魔眼は最初の暴走で母を殺し、二度目の暴走で自身を焼き殺してしまう。
二度目の暴走が起こるのは、遅くても三年以内だ。
古今東西の魔眼に関する情報が集められたが、魔眼は滅多に生まれないうえ、危険と見なされ暴走前に殺されてしまう事も多い。
調べ尽くした末、ようやく一件だけ、魔眼の持ち主が生き長らえた記録が見つかった。
昔、ある男が魔眼の我が子の為に蛮族の乳母を雇い、腕に抱かせたとたん、乳母に魔力を吸い取られ、乳母は魔力持ちに、魔眼は普通の目になったというのだ。
魔眼が突然変異種であるように、件の乳母もおそらく突然変異種だったと、城の学者は推測した。
千年の間に、蛮族と魔法使いの混血は無数にでき、魔法使いの血を引きながら魔力を持たない者もいる。
しかし、遺伝子の奥底に眠った魔力が、何かのきっかけに目覚めるケースもある。
彼らは大抵、その後マーブル階級に属し、単なる魔力でなく特異な能力を発揮する者が多い。
その一例と仮定された。
真偽はともかく、王は即座に王都中の蛮族の腕にアレシュを抱かせた。
しかし、無数の腕に抱かれても、何の変化もおきず、三年が経とうとした。
そして苦肉の末にとられた手段が、重罪魔法使い用の牢へ、アレシュを閉じ込める事だった。
幼い王子は泣き喚いたが、城の地下牢で、手足に魔力封じの枷を付けられた数日後、魔眼は暴走した。
周囲の封じ石が炎を全て吸い取り、アレシュの命は助かった。
だが魔眼は残ったまま。
念のためと、そのまま牢獄に繋がれた数日後、魔眼の暴走は再び起こった。
数日から数週間の間隔で、魔眼は何度も暴走を繰り返し、そのたび激しさを増していった。
封じ石は炎を吸い取り続けたが、やがて思いもよらぬ変化が起こり始めた。
アレシュの全身を黒い鱗が覆い始めたのだ。
業火は封じ石でも吸い取りきれないほど強力になっていたが、黒い鱗はその高温にさえ耐えた。
泣く事も笑う事もなくなり、食事は生肉しか受け付けなくない。
近づく者には誰かれ構わず炎を吐きかける。
もはや、封じ石の牢獄はアレシュを守るためではなく、アレシュから周囲を守るための物になっていた。
王自身も、アレシュの炎で瀕死の重火傷を負った。
廷臣たちは、アレシュを苦しませないように殺し、メルキオレかリディアを時期王にするよう、王を説得しはじめたが、これが死の床にあった王を逆に追い詰めた。
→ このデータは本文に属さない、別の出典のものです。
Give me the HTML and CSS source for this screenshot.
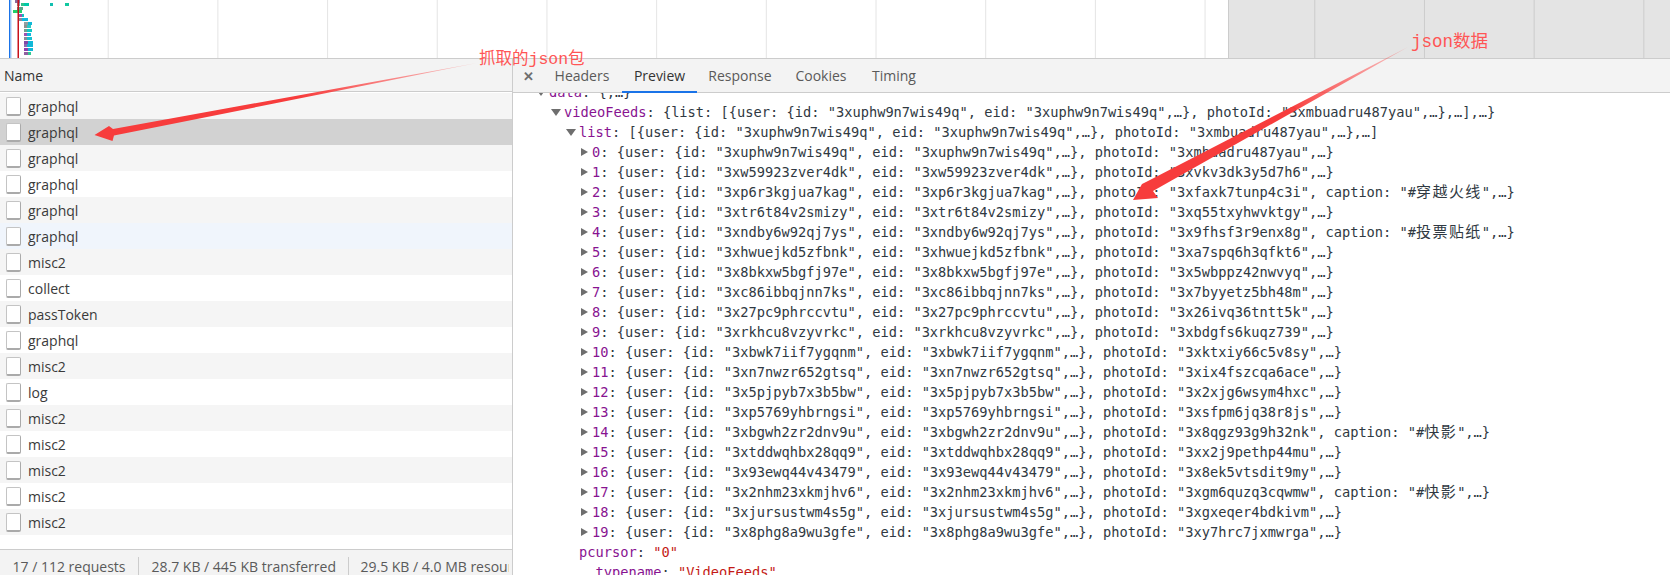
FILE: index.html
```html
<!DOCTYPE html>
<html lang="en">
<head>
    <meta charset="UTF-8">
    <title>Network panel</title>
    <link rel="stylesheet" href="styles.css">
</head>
<body>
    <div class="timeline">
        <svg class="waterfall" width="120" height="58">
            <rect x="9" y="0" width="1.5" height="58" fill="#1a73e8"/>
            <rect x="10.5" y="0" width="1" height="58" fill="#a9cdf5"/>
            <rect x="15" y="0" width="5" height="3" fill="#8a6a9a"/>
            <rect x="17" y="3" width="3" height="3" fill="#9a9a9a"/>
            <rect x="21" y="3" width="3" height="3" fill="#2fc48d"/>
            <rect x="24" y="3" width="5" height="3" fill="#00c8a8"/>
            <rect x="50" y="3" width="3" height="3" fill="#12bfb0"/>
            <rect x="65" y="3" width="4" height="3" fill="#12c8a0"/>
            <rect x="17" y="7" width="6" height="3" fill="#5aa58c"/>
            <rect x="13" y="10" width="9" height="3" fill="#1fcf6a"/>
            <rect x="19" y="14" width="3" height="3" fill="#a050b0"/>
            <rect x="22" y="14" width="2" height="3" fill="#10c0c0"/>
            <rect x="19" y="18" width="3" height="3" fill="#8a8a9a"/>
            <rect x="22" y="18" width="6" height="3" fill="#10b8e0"/>
            <g class="bars">
                <rect x="24" y="22" width="4" height="3" fill="#8fa0a0"/>
                <rect x="28" y="22" width="4" height="3" fill="#10b8d8"/>
                <rect x="24" y="25" width="3" height="3" fill="#909090"/>
                <rect x="27" y="25" width="4" height="3" fill="#30c8c0"/>
                <rect x="24" y="29" width="3" height="3" fill="#70a090"/>
                <rect x="27" y="29" width="5" height="3" fill="#10c8c8"/>
                <rect x="24" y="33" width="3" height="3" fill="#a050b0"/>
                <rect x="27" y="33" width="4" height="3" fill="#10b8e0"/>
                <rect x="24" y="37" width="3" height="3" fill="#8a8a9a"/>
                <rect x="27" y="37" width="5" height="3" fill="#18c0d0"/>
                <rect x="24" y="41" width="4" height="3" fill="#804aa8"/>
                <rect x="28" y="41" width="5" height="3" fill="#10b8d8"/>
                <rect x="24" y="44" width="3" height="3" fill="#8a6ab0"/>
                <rect x="27" y="44" width="6" height="3" fill="#10b8d8"/>
                <rect x="24" y="48" width="4" height="3" fill="#9040b0"/>
                <rect x="28" y="48" width="5" height="3" fill="#10b8d8"/>
                <rect x="24" y="52" width="4" height="3" fill="#9060a0"/>
                <rect x="28" y="52" width="3" height="3" fill="#30c890"/>
            </g>
            <rect x="17.5" y="0" width="1.5" height="58" fill="#c8111a"/>
        </svg>
        <div class="timeline-dim"></div>
    </div>

    <div class="panel">
        <div class="requests">
            <div class="requests-head">Name</div>
            <ul class="request-list">
                <li><i class="file"></i>graphql</li>
                <li class="selected"><i class="file"></i>graphql</li>
                <li><i class="file"></i>graphql</li>
                <li><i class="file"></i>graphql</li>
                <li><i class="file"></i>graphql</li>
                <li class="hovered"><i class="file"></i>graphql</li>
                <li><i class="file"></i>misc2</li>
                <li><i class="file"></i>collect</li>
                <li><i class="file"></i>passToken</li>
                <li><i class="file"></i>graphql</li>
                <li><i class="file"></i>misc2</li>
                <li><i class="file"></i>log</li>
                <li><i class="file"></i>misc2</li>
                <li><i class="file"></i>misc2</li>
                <li><i class="file"></i>misc2</li>
                <li><i class="file"></i>misc2</li>
                <li><i class="file"></i>misc2</li>
            </ul>
            <div class="status">
                <span>17 / 112 requests</span>
                <span>28.7 KB / 445 KB transferred</span>
                <span>29.5 KB / 4.0 MB resources</span>
            </div>
        </div>

        <div class="details">
            <div class="tabs">
                <span class="close">&#10005;</span>
                <span class="tab tab-headers">Headers</span>
                <span class="tab tab-preview active">Preview</span>
                <span class="tab tab-response">Response</span>
                <span class="tab tab-cookies">Cookies</span>
                <span class="tab tab-timing">Timing</span>
            </div>
            <div class="tree-view">
                <div class="tree">
                    <div class="line lvl-1"><i class="open"></i><b>data</b>: {,…}</div>
                    <div class="line lvl-2"><i class="open"></i><b>videoFeeds</b>: {list: [{user: {id: "3xuphw9n7wis49q", eid: "3xuphw9n7wis49q",…}, photoId: "3xmbuadru487yau",…},…],…}</div>
                    <div class="line lvl-3"><i class="open"></i><b>list</b>: [{user: {id: "3xuphw9n7wis49q", eid: "3xuphw9n7wis49q",…}, photoId: "3xmbuadru487yau",…},…]</div>
                    <div class="line lvl-4"><i class="shut"></i><b>0</b>: {user: {id: "3xuphw9n7wis49q", eid: "3xuphw9n7wis49q",…}, photoId: "3xmbuadru487yau",…}</div>
                    <div class="line lvl-4"><i class="shut"></i><b>1</b>: {user: {id: "3xw59923zver4dk", eid: "3xw59923zver4dk",…}, photoId: "3xvkv3dk3y5d7h6",…}</div>
                    <div class="line lvl-4"><i class="shut"></i><b>2</b>: {user: {id: "3xp6r3kgjua7kag", eid: "3xp6r3kgjua7kag",…}, photoId: "3xfaxk7tunp4c3i", caption: "#<span class="cjk">穿越火线</span>",…}</div>
                    <div class="line lvl-4"><i class="shut"></i><b>3</b>: {user: {id: "3xtr6t84v2smizy", eid: "3xtr6t84v2smizy",…}, photoId: "3xq55txyhwvktgy",…}</div>
                    <div class="line lvl-4"><i class="shut"></i><b>4</b>: {user: {id: "3xndby6w92qj7ys", eid: "3xndby6w92qj7ys",…}, photoId: "3x9fhsf3r9enx8g", caption: "#<span class="cjk">投票贴纸</span>",…}</div>
                    <div class="line lvl-4"><i class="shut"></i><b>5</b>: {user: {id: "3xhwuejkd5zfbnk", eid: "3xhwuejkd5zfbnk",…}, photoId: "3xa7spq6h3qfkt6",…}</div>
                    <div class="line lvl-4"><i class="shut"></i><b>6</b>: {user: {id: "3x8bkxw5bgfj97e", eid: "3x8bkxw5bgfj97e",…}, photoId: "3x5wbppz42nwvyq",…}</div>
                    <div class="line lvl-4"><i class="shut"></i><b>7</b>: {user: {id: "3xc86ibbqjnn7ks", eid: "3xc86ibbqjnn7ks",…}, photoId: "3x7byyetz5bh48m",…}</div>
                    <div class="line lvl-4"><i class="shut"></i><b>8</b>: {user: {id: "3x27pc9phrccvtu", eid: "3x27pc9phrccvtu",…}, photoId: "3x26ivq36tntt5k",…}</div>
                    <div class="line lvl-4"><i class="shut"></i><b>9</b>: {user: {id: "3xrkhcu8vzyvrkc", eid: "3xrkhcu8vzyvrkc",…}, photoId: "3xbdgfs6kuqz739",…}</div>
                    <div class="line lvl-4"><i class="shut"></i><b>10</b>: {user: {id: "3xbwk7iif7ygqnm", eid: "3xbwk7iif7ygqnm",…}, photoId: "3xktxiy66c5v8sy",…}</div>
                    <div class="line lvl-4"><i class="shut"></i><b>11</b>: {user: {id: "3xn7nwzr652gtsq", eid: "3xn7nwzr652gtsq",…}, photoId: "3xix4fszcqa6ace",…}</div>
                    <div class="line lvl-4"><i class="shut"></i><b>12</b>: {user: {id: "3x5pjpyb7x3b5bw", eid: "3x5pjpyb7x3b5bw",…}, photoId: "3x2xjg6wsym4hxc",…}</div>
                    <div class="line lvl-4"><i class="shut"></i><b>13</b>: {user: {id: "3xp5769yhbrngsi", eid: "3xp5769yhbrngsi",…}, photoId: "3xsfpm6jq38r8js",…}</div>
                    <div class="line lvl-4"><i class="shut"></i><b>14</b>: {user: {id: "3xbgwh2zr2dnv9u", eid: "3xbgwh2zr2dnv9u",…}, photoId: "3x8qgz93g9h32nk", caption: "#<span class="cjk">快影</span>",…}</div>
                    <div class="line lvl-4"><i class="shut"></i><b>15</b>: {user: {id: "3xtddwqhbx28qq9", eid: "3xtddwqhbx28qq9",…}, photoId: "3xx2j9pethp44mu",…}</div>
                    <div class="line lvl-4"><i class="shut"></i><b>16</b>: {user: {id: "3x93ewq44v43479", eid: "3x93ewq44v43479",…}, photoId: "3x8ek5vtsdit9my",…}</div>
                    <div class="line lvl-4"><i class="shut"></i><b>17</b>: {user: {id: "3x2nhm23xkmjhv6", eid: "3x2nhm23xkmjhv6",…}, photoId: "3xgm6quzq3cqwmw", caption: "#<span class="cjk">快影</span>",…}</div>
                    <div class="line lvl-4"><i class="shut"></i><b>18</b>: {user: {id: "3xjursustwm4s5g", eid: "3xjursustwm4s5g",…}, photoId: "3xgxeqer4bdkivm",…}</div>
                    <div class="line lvl-4"><i class="shut"></i><b>19</b>: {user: {id: "3x8phg8a9wu3gfe", eid: "3x8phg8a9wu3gfe",…}, photoId: "3xy7hrc7jxmwrga",…}</div>
                    <div class="line plain"><b>pcursor</b>: <em>"0"</em></div>
                    <div class="line plain"><b>__typename</b>: <em>"VideoFeeds"</em></div>
                </div>
            </div>
        </div>
    </div>

    <!-- red annotations drawn on top of the screenshot -->
    <svg class="marks" width="1670" height="575">
        <defs>
            <linearGradient id="fade-a" gradientUnits="userSpaceOnUse" x1="477" y1="63" x2="300" y2="98">
                <stop offset="0" stop-color="#ff4040" stop-opacity="0.25"/>
                <stop offset="1" stop-color="#f73c3c"/>
            </linearGradient>
            <linearGradient id="fade-b" gradientUnits="userSpaceOnUse" x1="1408" y1="47" x2="1290" y2="112">
                <stop offset="0" stop-color="#ff4040" stop-opacity="0.25"/>
                <stop offset="1" stop-color="#f73c3c"/>
            </linearGradient>
        </defs>
        <polygon fill="url(#fade-a)" points="477,63 113,129 109,126 94.5,135 112.5,141 114,135.5"/>
        <polygon fill="url(#fade-b)" points="1408,47 1148,181 1142,184 1133,200 1158,198 1153,191"/>
    </svg>
    <div class="note note-package">抓取的json包</div>
    <div class="note note-data">json数据</div>
</body>
</html>
```

FILE: styles.css
```css
* {
    box-sizing: border-box;
}

html, body {
    margin: 0;
    height: 575px;
    overflow: hidden;
}

body {
    position: relative;
    font-family: "Open Sans", "Liberation Sans", sans-serif;
    color: #333;
    background: #fff;
}

/* overview strip */
.timeline {
    position: relative;
    height: 58px;
    background-color: #fff;
    background-image: linear-gradient(to right, transparent 107.2px, #e4e4e4 107.2px, #e4e4e4 108.8px, transparent 108.8px);
    background-size: 109.7px 100%;
}

.waterfall {
    display: block;
}

.timeline-dim {
    position: absolute;
    top: 0;
    bottom: 0;
    left: 1228px;
    right: 0;
    background: rgba(0, 0, 0, 0.105);
    border-left: 1px solid #ccc;
}

.panel {
    display: flex;
    height: 517px;
    border-top: 1px solid #ccc;
}

/* left pane */
.requests {
    display: flex;
    flex-direction: column;
    width: 513px;
    flex-shrink: 0;
    border-right: 1px solid #ccc;
    overflow: hidden;
}

.requests-head {
    height: 33px;
    line-height: 33px;
    padding-left: 4px;
    font-size: 14px;
    background: #f3f3f3;
    border-bottom: 1px solid #ccc;
}

.request-list {
    flex: 1;
    list-style: none;
    margin: 0;
    padding: 1px 0 0;
}

.request-list li {
    display: flex;
    align-items: center;
    height: 26px;
    font-size: 14px;
    color: #3a3a3a;
}

.request-list li:nth-child(odd) {
    background: #f5f5f5;
}

.request-list li.selected {
    background: #d2d2d2;
}

.request-list li.hovered {
    background: #f0f5fc;
}

.file {
    width: 15px;
    height: 19px;
    margin: 0 7px 0 6px;
    background: #fff;
    border: 1px solid #c4c4c4;
    border-right-color: #aaa;
    border-bottom: 2px solid #aaa;
    border-radius: 2px;
}

.status {
    display: flex;
    height: 26px;
    padding-top: 7px;
    font-size: 14px;
    line-height: 20px;
    color: #5a5a5a;
    background: #f3f3f3;
    border-top: 1px solid #ccc;
    white-space: nowrap;
}

.status span {
    height: 22px;
    padding: 0 12.5px;
    flex-shrink: 0;
    border-right: 1px solid #ccc;
}

.status span:last-child {
    width: 149px;
    margin-left: 11px;
    padding: 0;
    border-right: 0;
    overflow: hidden;
}

/* right pane */
.details {
    flex: 1;
    min-width: 0;
}

.tabs {
    display: flex;
    height: 34px;
    background: #f3f3f3;
    border-bottom: 1px solid #ccc;
    font-size: 14px;
    color: #5a5a5a;
}

.close {
    width: 36px;
    padding: 8px 0 0 10px;
    font-size: 13px;
    font-weight: bold;
    color: #6e6e6e;
}

.tab {
    line-height: 34px;
    text-align: center;
}

.tab-headers {
    width: 73px;
    padding-right: 7px;
}

.tab-preview {
    width: 75px;
}

.tab-response {
    width: 86px;
}

.tab-cookies {
    width: 76px;
}

.tab-timing {
    width: 70px;
}

.tab.active {
    color: #333;
    height: 34px;
    border-bottom: 2px solid #1a73e8;
}

.tree-view {
    height: 483px;
    overflow: hidden;
}

.tree {
    margin-top: -11px;
    font-family: "DejaVu Sans Mono", monospace;
    font-size: 13.7px;
    line-height: 20px;
    color: #303942;
    white-space: nowrap;
}

.line {
    height: 20px;
}

.line b {
    font-weight: normal;
    color: #881391;
}

.line em {
    font-style: normal;
    color: #c41a16;
}

.line i {
    display: inline-block;
    vertical-align: middle;
    margin-top: -2px;
}

.lvl-1 {
    padding-left: 23px;
}

.lvl-2 {
    padding-left: 38px;
}

.lvl-3 {
    padding-left: 53px;
}

.lvl-4 {
    padding-left: 68px;
}

.plain {
    padding-left: 66px;
}

.open {
    width: 0;
    height: 0;
    margin-right: 3px;
    border-left: 5px solid transparent;
    border-right: 5px solid transparent;
    border-top: 7px solid #6e6e6e;
}

.shut {
    width: 0;
    height: 0;
    margin-right: 4px;
    border-top: 4.5px solid transparent;
    border-bottom: 4.5px solid transparent;
    border-left: 7px solid #6e6e6e;
}

.cjk {
    font-family: "Noto Sans CJK SC", sans-serif;
    font-size: 15px;
    line-height: 1;
    letter-spacing: 1.4px;
}

/* annotations */
.marks {
    position: absolute;
    top: 0;
    left: 0;
    pointer-events: none;
}

.note {
    position: absolute;
    font-family: "Liberation Mono", "Noto Sans CJK SC", monospace;
    font-size: 16.5px;
    line-height: 20px;
    color: #ff5555;
    white-space: nowrap;
}

.note-package {
    left: 479px;
    top: 50px;
}

.note-data {
    left: 1411px;
    top: 32px;
    font-size: 17.5px;
}
```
狂気に足を踏み入れた王は、見舞いに来た二人を殺そうとし、リディアを庇ったメルキオレは右腕を失った。
異変に気付いた重臣たちが部屋に飛び込むのと、王がメルキオレとリディアに子どもが授からないよう呪詛をかけたのは、ほぼ同時。
王はその場で息を引き取り、呪いは解除不可能となった。
ひとまず王位はメルキオレが継承するものの、アレシュを治療しなければ、王家の血はそこで絶える。
亡き王の狂った高笑いが聞こえるようだ。
メルキオレは婚約者だったリディアと、戴冠と同時に結婚し、アレシュを養子とした。
そうするしかなかった。
アレシュは数日に一度の魔眼暴走の後、半日程度は死んだように気絶する。
そのすきに背中の黒鱗を一部剥ぎ取り、特殊な耐熱の管を通した。
管は厚い壁を通って隣の部屋まで通じ、そこで医師が管から抜き取った血で医療研究をする。
そんな日々が始まった。
医療研究は一向にはかどらず、周囲を失望させたが、何より困ったのは、アレシュの食事だった。
敷き詰められた封じ石のおかげで、業火は牢外までいかないものの、中には魔法が一切効かない。
魔法で運ぶことが出来ず、アレシュが眠っているうちに、人の手でそっと運ぶしかないが、万一起こしてしまえば、その場で焼き殺される。
当然、危険な食事運びは蛮族たちに押し付けられ、彼らの中でも押し付け合いが起きた。
そしてある日、カティヤが食事係りに選ばれたことで、全てが変わったのだ。